It makes a huge difference to what an officer sees when they pull up to the scene, and what information they're fed prior to pulling out to the scene, and really changes their mentality and changes their emotions in terms of how they enter a situation because they are entering difficult situations.

“One of the things that the news media outlets do very well is enumerate and get statistics by race, by gender, whether the victim was armed or unarmed. And those are all very important statistics. But one of the things I’ve found in my research is that, that doesn’t tell the whole story.”

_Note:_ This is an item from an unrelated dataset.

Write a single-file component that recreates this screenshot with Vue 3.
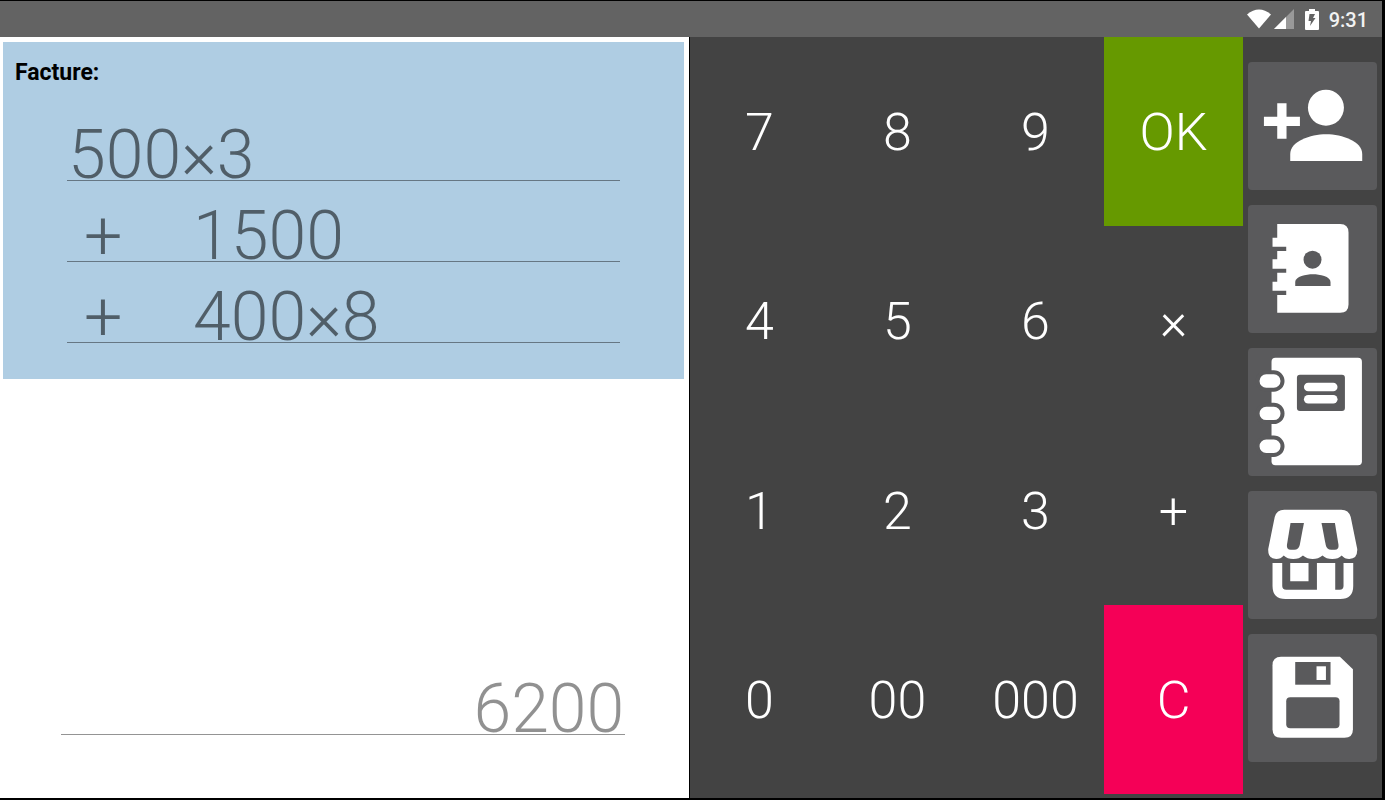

Emmett McKinney: Just to give credit where credit is due, that facial recognition research has really been led by Joy Buolamwini and the Algorithmic Justice League. This discourse raises such an important point about, even data that is generated by machines and ingested by machines is still reflective of, and impactful to, humans. Just because nobody did it by hand doesn't mean that nobody did it. And so remembering that there is a human involved at every single step of this process is absolutely vital. I'm curious how you think about the role of dashboards, and data curation - the public facing way. So we've talked a lot about the map widget itself. But there's a whole infrastructure around it whenever you see it on an online portal, or presented in a public kiosk, that helps people know what to do with the data and that actually makes that useful. So can you talk about how it gets packaged up and handed out, and the potential of that?


Frank Romo: So we start with - I'll just take us through the whole process - we start with a dataset that's a flat dataset on a spreadsheet, or Excel document or something like that. And then we turn it into a map by assigning those addresses X and Y coordinates, plot them on the map. Once they're on the map, they still bring some of that attribute information with them - what the victim's name was, with the victim's race is - that gets plotted on a map. Then what you see a lot of now with some of the platforms is that there are these dashboards that are being created that allow for quick enumeration by boundary. So I can say, "This is how many cases were in LA County. This is how many cases were in Cook County. And you can enumerate them rather quickly. And then on top of that, you can filter the map using bar charts, using filters, to say, "Let me see all the people who died who were of a certain race, or let me see all the people who had a fatal interaction who were in LA County." And what we do on the curation side is try to provide users a step-by-step process of, "Hey, do you want to look at the data? Why don't you click here and see how you can filter down to a specific category that you might be interested in." Whether that's by race, whether that's by geography, by whether a victim was armed or unarmed - there's all these different tools that allow users to interact with the data.


And I think that's great. There's a good opportunity, because the more users interact with the data, the more knowledgeable they become about the data. And what I always teach in my courses is, we have to teach map readers to think critically about the data. Where did it come from? How did it get set up? Just like with anything else that is curated - just like an art show, or a museum, anything that is curated - I, as a curator, am walking you through what I want you to see. So I'm going to steer your eyes away from the dirty data. When I know that there's a dataset, or an issue in the data, I'm gonna say, "Hey, don't look over there. Look over here. Let me show you this."


And there's inherent power dynamics in that as well, where the mapmaker has the responsibility to the public to say, "How do I show this data in the most true form possible, in the most honest form possible?" Because there are many ways to - there are books about it, how to lie with maps and things like that - there are many ways to lie with data and tell false stories. And unfortunately, if our map readers aren't critical about the data, aren't critical thinkers, that becomes very problematic, because then you have people who take this data at face value and say, "Look, look at the data, it doesn't lie, it doesn't lie." Yet, if they don't know how that data was curated to them, or know how the data was cleaned on the back end, they are flying blind and don't necessarily know what they're looking at.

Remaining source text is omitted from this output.